Back before his movies won multiple Oscars, Jonathan Demme made small, rough-edged films like Melvin and Howard (1980) and Something Wild (1986). While their heroes were often deadbeats and losers, the director's treatment of them was warm, even loving. After she won an Oscar for charming the public with Juno, Diablo Cody wrote Young Adult, a character study of a loser that was so cold it repelled audiences. Now Demme and Cody have teamed up on Ricki and the Flash, a sort-of-comedy about yet another loser, played by an actress who won the public's heart long ago.
The film poses two questions right off the bat: Will Demme's warmth compensate for Cody's more cynical tendencies, or just struggle with them? Will Ricki transcend the god-awful-looking dysfunctional-family comedy its marketing appears to be selling to an underserved older female audience? The answers are "sort of" and "fairly often." Ricki and the Flash is a quieter, better film than it initially appears, but it's uneven, never quite committed to its smarter inclinations.
About two decades ago, Ricki (Meryl Streep) abandoned her husband and three kids in Indianapolis to take a shot at rock stardom. The results: a single album, a regular gig playing covers at a pub in the San Fernando Valley, a retro-rocker style that gets her stares from squares, and a band-member boyfriend she refuses to call her boyfriend. (That last is played by every girl's rock-star boyfriend in 1981: Rick Springfield, soulful and effective.)

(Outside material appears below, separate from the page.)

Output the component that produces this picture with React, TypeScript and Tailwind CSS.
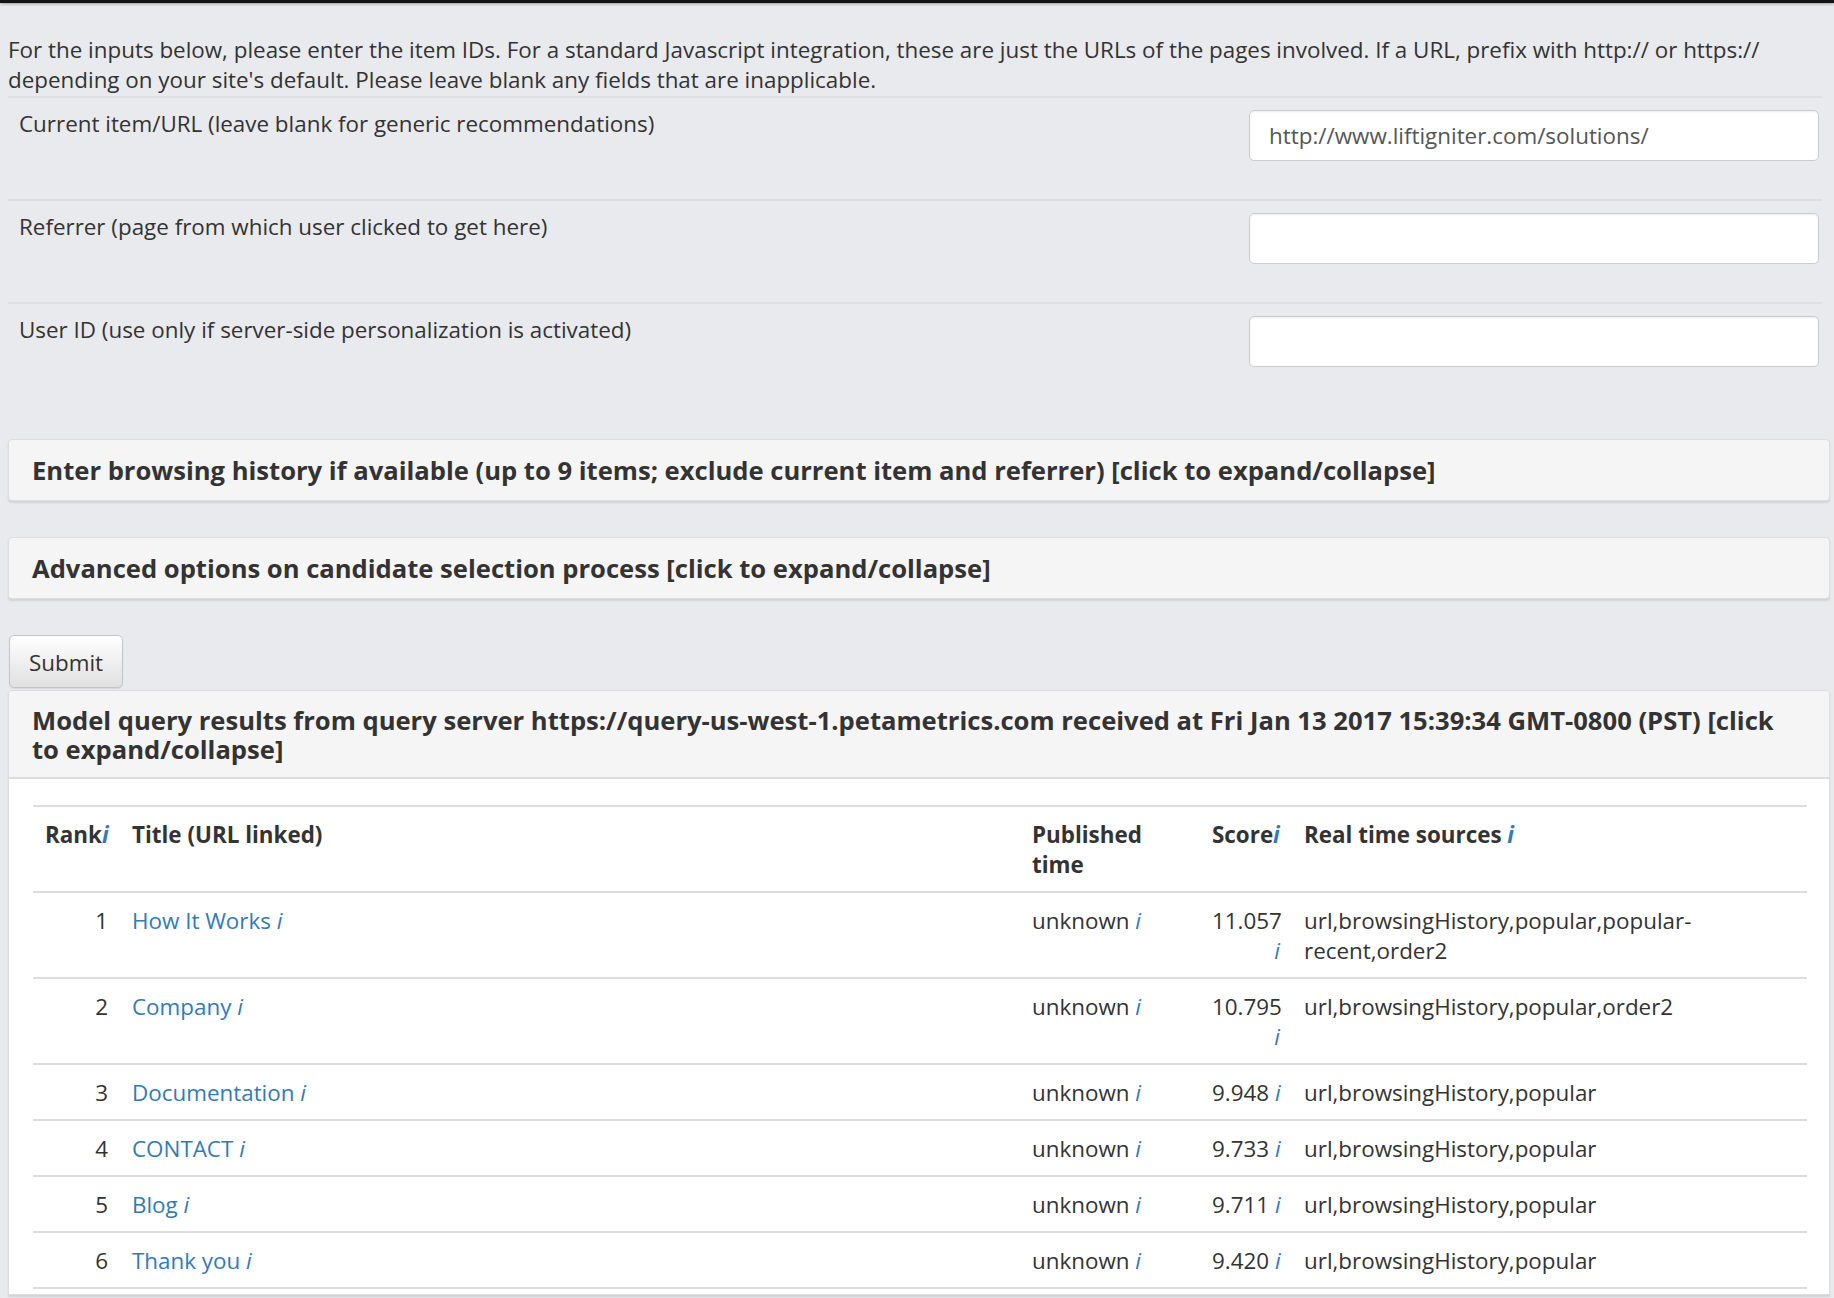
import React from "react";

type Row = {
  rank: number;
  title: string;
  score: string;
  wrapScore?: boolean;
  sources: React.ReactNode;
};

const rows: Row[] = [
  {
    rank: 1,
    title: "How It Works",
    score: "11.057",
    wrapScore: true,
    sources: (
      <>
        url,browsingHistory,popular,popular-
        <br />
        recent,order2
      </>
    ),
  },
  { rank: 2, title: "Company", score: "10.795", wrapScore: true, sources: "url,browsingHistory,popular,order2" },
  { rank: 3, title: "Documentation", score: "9.948", sources: "url,browsingHistory,popular" },
  { rank: 4, title: "CONTACT", score: "9.733", sources: "url,browsingHistory,popular" },
  { rank: 5, title: "Blog", score: "9.711", sources: "url,browsingHistory,popular" },
  { rank: 6, title: "Thank you", score: "9.420", sources: "url,browsingHistory,popular" },
];

function Info() {
  return <i className="text-[#337ab7]">i</i>;
}

function FieldRow(props: { label: string; value?: string }) {
  return (
    <div className="flex items-start justify-between h-[103px] mr-[8px] border-t-2 border-[#dedfe1] pl-[11px] pt-[11px]">
      <label>{props.label}</label>
      <input
        readOnly
        value={props.value ?? ""}
        className="mt-[1px] mr-[3px] w-[570px] h-[51px] px-[19px] bg-white border border-[#cccccc] rounded-[5px] shadow-[inset_0_1px_2px_rgba(0,0,0,0.08)] text-[#555] outline-none"
      />
    </div>
  );
}

function Panel(props: { children: React.ReactNode; className?: string }) {
  return (
    <div
      className={
        "bg-[#f5f5f5] border border-[#dddddd] rounded-[4px] shadow-[0_2px_2px_rgba(0,0,0,0.1)] px-[23px] pt-[16px] pb-[14px] " +
        (props.className ?? "")
      }
    >
      <h4 className="font-bold text-[25.6px] leading-[30px] text-[#333]">{props.children}</h4>
    </div>
  );
}

export default function App() {
  return (
    <div className="min-h-screen bg-[#e9eaed] text-[#333333] text-[22.4px] leading-[30px] font-['Open_Sans',sans-serif]">
      <div className="h-[3px] bg-[#141414] shadow-[0_1px_3px_rgba(0,0,0,0.35)]" />

      <div className="pl-[8px] pr-[4px] pt-[32px]">
        <p className="mb-[1px]">
          For the inputs below, please enter the item IDs. For a standard Javascript integration, these are just the
          URLs of the pages involved. If a URL, prefix with http:// or https://
          <br />
          depending on your site's default. Please leave blank any fields that are inapplicable.
        </p>

        <FieldRow label="Current item/URL (leave blank for generic recommendations)" value="http://www.liftigniter.com/solutions/" />
        <FieldRow label="Referrer (page from which user clicked to get here)" />
        <FieldRow label="User ID (use only if server-side personalization is activated)" />

        <Panel className="mt-[34px]">
          Enter browsing history if available (up to 9 items; exclude current item and referrer) [click to
          expand/collapse]
        </Panel>

        <Panel className="mt-[36px]">Advanced options on candidate selection process [click to expand/collapse]</Panel>

        <button className="mt-[36px] ml-[1px] w-[114px] h-[53px] pt-[2px] border border-[#c4c4c4] rounded-[5px] bg-gradient-to-b from-[#ffffff] to-[#e0e0e0] shadow-[0_1px_1px_rgba(0,0,0,0.08)] text-[#333]">
          Submit
        </button>

        <div className="mt-[2px] bg-white border border-[#dddddd] rounded-t-[4px] shadow-[0_2px_2px_rgba(0,0,0,0.1)]">
          <div className="bg-[#f5f5f5] border-b-2 border-[#dddddd] px-[23px] pt-[15px] pb-[13px] rounded-t-[4px]">
            <h4 className="font-bold text-[25.6px] leading-[29px]">
              Model query results from query server https://query-us-west-1.petametrics.com received at Fri Jan 13
              2017 15:39:34 GMT-0800 (PST) [click
              <br />
              to expand/collapse]
            </h4>
          </div>
          <div className="pl-[24px] pr-[22px] pt-[26px] pb-[5px]">
            <table className="w-full table-fixed border-collapse">
              <colgroup>
                <col className="w-[87px]" />
                <col className="w-[900px]" />
                <col className="w-[180px]" />
                <col className="w-[92px]" />
                <col />
              </colgroup>
              <thead>
                <tr className="border-t-2 border-[#dddddd] align-top">
                  <th className="px-[12px] pt-[13px] pb-[11px] text-left font-bold whitespace-nowrap">
                    Rank<Info />
                  </th>
                  <th className="px-[12px] pt-[13px] pb-[11px] text-left font-bold">Title (URL linked)</th>
                  <th className="px-[12px] pt-[13px] pb-[11px] text-left font-bold">
                    Published
                    <br />
                    time
                  </th>
                  <th className="px-[12px] pt-[13px] pb-[11px] text-left font-bold whitespace-nowrap">
                    Score<Info />
                  </th>
                  <th className="px-[12px] pt-[13px] pb-[11px] text-left font-bold">
                    Real time sources <Info />
                  </th>
                </tr>
              </thead>
              <tbody>
                {rows.map((r) => (
                  <tr key={r.rank} className="border-t-2 border-[#dddddd] align-top">
                    <td className="px-[12px] pt-[13px] pb-[11px] text-right">{r.rank}</td>
                    <td className="px-[12px] pt-[13px] pb-[11px]">
                      <a href="#" className="text-[#337ab7]">
                        {r.title} <i>i</i>
                      </a>
                    </td>
                    <td className="px-[12px] pt-[13px] pb-[11px]">
                      unknown <Info />
                    </td>
                    <td className="px-[12px] pt-[13px] pb-[11px] text-right whitespace-nowrap">
                      {r.wrapScore ? (
                        <>
                          {r.score}
                          <br />
                          <Info />
                        </>
                      ) : (
                        <>
                          {r.score} <Info />
                        </>
                      )}
                    </td>
                    <td className="px-[12px] pt-[13px] pb-[11px]">{r.sources}</td>
                  </tr>
                ))}
                <tr className="border-t-2 border-[#dddddd]">
                  <td colSpan={5} className="h-0 p-0" />
                </tr>
              </tbody>
            </table>
          </div>
        </div>
      </div>
    </div>
  );
}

Then Ricki's ex (Kevin Kline) calls to tell her that their daughter, Julie (Mamie Gummer, Streep's real-life offspring), is in deep distress after splitting from her husband. Ricki reluctantly scrapes together cash for the flight home, where she finds her discarded family ensconced in upper-middle-class comfort and conventionality. Wacky culture-clash comedy ensues — yet there's also an undercurrent of believable pain and possibilities for genuine reconciliation.
From scene to scene, Ricki can feel like two different movies — one taking shots at easy satirical targets, the other portraying a more complex situation. The outrageous Ricki is our protagonist, yet, for the first third of the movie, she's too caricatured and downright obnoxious to like. To say Streep throws herself into this role is an understatement; at times, her performance borders on hamming, as it did in August: Osage County. That brash self-dramatization suits Ricki's character, but the script takes too long to reveal her more vulnerable sides. Cody makes up a lot of ground with a late monologue reminding us how differently the world views men and women who ditch their kids for their art, but we needed this nuance earlier in the film.
Even when Cody's script is at its most cartoonish, though, the performers tend to redeem it. Kline never seems like a stuffed shirt, despite his shiny McMansion, and the wife who replaced Ricki (Audra McDonald) is a strong presence in her own right. (When she and Ricki sit down and talk out their rivalry like adults, you almost want to applaud — this kind of scene is so rare in mainstream domestic comedies.) Finally, while Gummer's character is underdeveloped, she embodies a furious sadness that seems to come from a much deeper place than the standard plaintiveness of a jilted woman in a rom com.
If Cody's pet self-indulgence is mean-girl humor, Demme's is overlong musical sequences. The numerous scenes of Streep and Springfield rocking out don't much serve the narrative, yet they do give the film a pleasant buzz. Cody's screenplay may zero in on the failure of Ricki's ambitions, but these scenes sneakily suggest that she's actually living her dream — performing for a crowd of washed-up barflies who love her. Beneath all the imperfectly resolved family drama, Ricki has a less expected message: Perhaps "loser" is in the eye of the beholder.